Woods puts it all down to the Eversheds culture. “Get your sleeves rolled up and get out there with the clients – don’t be fuddy-duddies” he says, conjuring up images of a middle-aged teacher in corduroy trying to tell his pupils that he is up with all the latest popular beat combos.

Yet the lawyers in Oxford and particularly Cambridge have been pretty successful so far in keeping the work within city boundaries. Leading e-commerce and internet lawyers in London say that they do not get much work from either city.

Some observers say that because London is still the natural home of the e-commerce entrepreneur, few London-based firms have had to look further afield to benefit from the dotcom revolution.

Michael Chissick, a partner in the IT department at London-based Field Fisher Waterhouse, says: “In my mind London is very much the centre for the internet and e-commerce in terms of design skills, fund raising, advertising and the media.”

Others, such as Michael Harts, a partner at the London office of Baker & McKenzie, says London firms have failed to enter the regions because they have been too distracted by their own workload to concentrate on other centres.

“They [Oxford and Cambridge] are definitely places in which our industry is developing and we probably should be doing more in that area, but the thing is we are so busy dealing with the client base that we’ve got,” says Harts.

Despite the much vaunted power of the internet, e-businesses still cluster round areas of expertise and talent, and both Oxford and Cambridge have the quality, if not the quantity, to match London. The local firms are confident that they can service the demand, but any boom will attract interest and some industry observers are wondering whether the arrival of US firm Brobeck Hale and Dorr in Oxford is a harbinger of change.

Brobeck Hale is a joint venture between two US law firms which specialise in technology. It arrived in Europe in 1990, setting up offices in London and Prague. Its strategy was to open offices in centres of technology or potential centres of technology. In 1994, it decided that Prague was not going to be a centre of technology, but it found its London office thriving, particularly in the past few years. The firm was closely involved in the flotation of both QXL and Freeserve, two of the biggest internet players.

The Oxford office of Brobeck Hale will open with three corporate partners, Joe Pillman, Jonathan Loake and Kate Eavis, all of whom come from local Oxford firm Morgan Cole and have been working with Brobeck Hale for a number of years. The office will be up and running once Pillman, Loake and Eavis have worked their notices. Chris Grew, a partner in Brobeck Hale’s London office, says that it was not only the dotcom boom but the whole technology strength of the Thames Valley region which attracted it to Oxford.

Brobeck Hale’s parent firms in the US – Brobeck Phleger & Harrison and Hale and Dorr – were at the heart of the technology boom, with large offices in Silicon Valley and Boston respectively. Unlike England, where London is overwhelmingly the legal centre of the country, the US is more industry-focused in terms of its legal centres and this is one reason why Brobeck Hale brings a more aggressive attitude to the way it does business.

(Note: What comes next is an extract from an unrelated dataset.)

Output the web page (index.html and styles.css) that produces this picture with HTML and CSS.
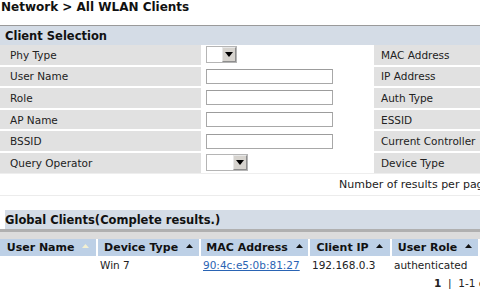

In the high-tech industry and particularly the dotcoms, with the right idea a small company can become very big very quickly. Brobeck Hale specialises in what it calls “life-cycle financing”.

This means dealing with everything in the financial life of a company, including taking on the entrepreneur who walks through the door with a bright idea, finding venture capital funding, dealing with the investment bank work as a firm grows, helping it float on the Stock Exchange and then helping it expand and buy other companies.

Grew sees his firm’s role as much more than legal advisers. “It’s no secret we’ve tried to stay under the radar screen of the legal community because we’re not a lawyer’s firm,” Grew says. “We provide more than just legal advice, we also help to steer our clients. Not just for the dotcoms, but for everybody in the technology industry, it’s their own flesh and blood and they want their legal advisers to be very proactive and to be able to help and not hinder them.”

For many internet and technology start-ups, initial funding is a serious problem, and while UK firms are still struggling with the question of equity for fees, US firms have gone beyond that. Grew says that his firm has a number of ways of structuring a deal so that fees can be deferred, and that often the firm will make investments in the company it is dealing with, not as a trade for fees but within the normal round of investment. This means that it is in the position of having to discriminate between which clients it thinks are a good bet and which aren’t.

This role is one which UK firms are just beginning to come to terms with. “The problem for law firms is that they are often not equipped to make the investment decision as to whether a particular dotcom is going to be a good bet,” says Ben Goodger, head of IT and e-commerce at Willoughby & Partners’ Oxford office. “I think the only way is to set aside, say, £25,000 a quarter to waste on crazy dotcom ideas on the basis that two out of 10 will do so well it’ll cover the rest.”

One of the problems with this strategy has been that until recently, dotcom shares have been rated so high that some potential clients have been pricing themselves out of the market.

Goodger says: “Someone offered me £10,000 for one share, and I was proposing that my firm take a share at £1,000. I said that is a totally unrealistic valuation for something that has not even happened yet, but he wasn’t interested. He probably would be now as the whole market is being more realistic.”

For now, the firms in both Oxford and Cambridge are doing well out of the internet revolution, but it is only the start of a new industry with a new way of working. As people learn how the big money is to be made, the market will need law firms which are prepared to take risks.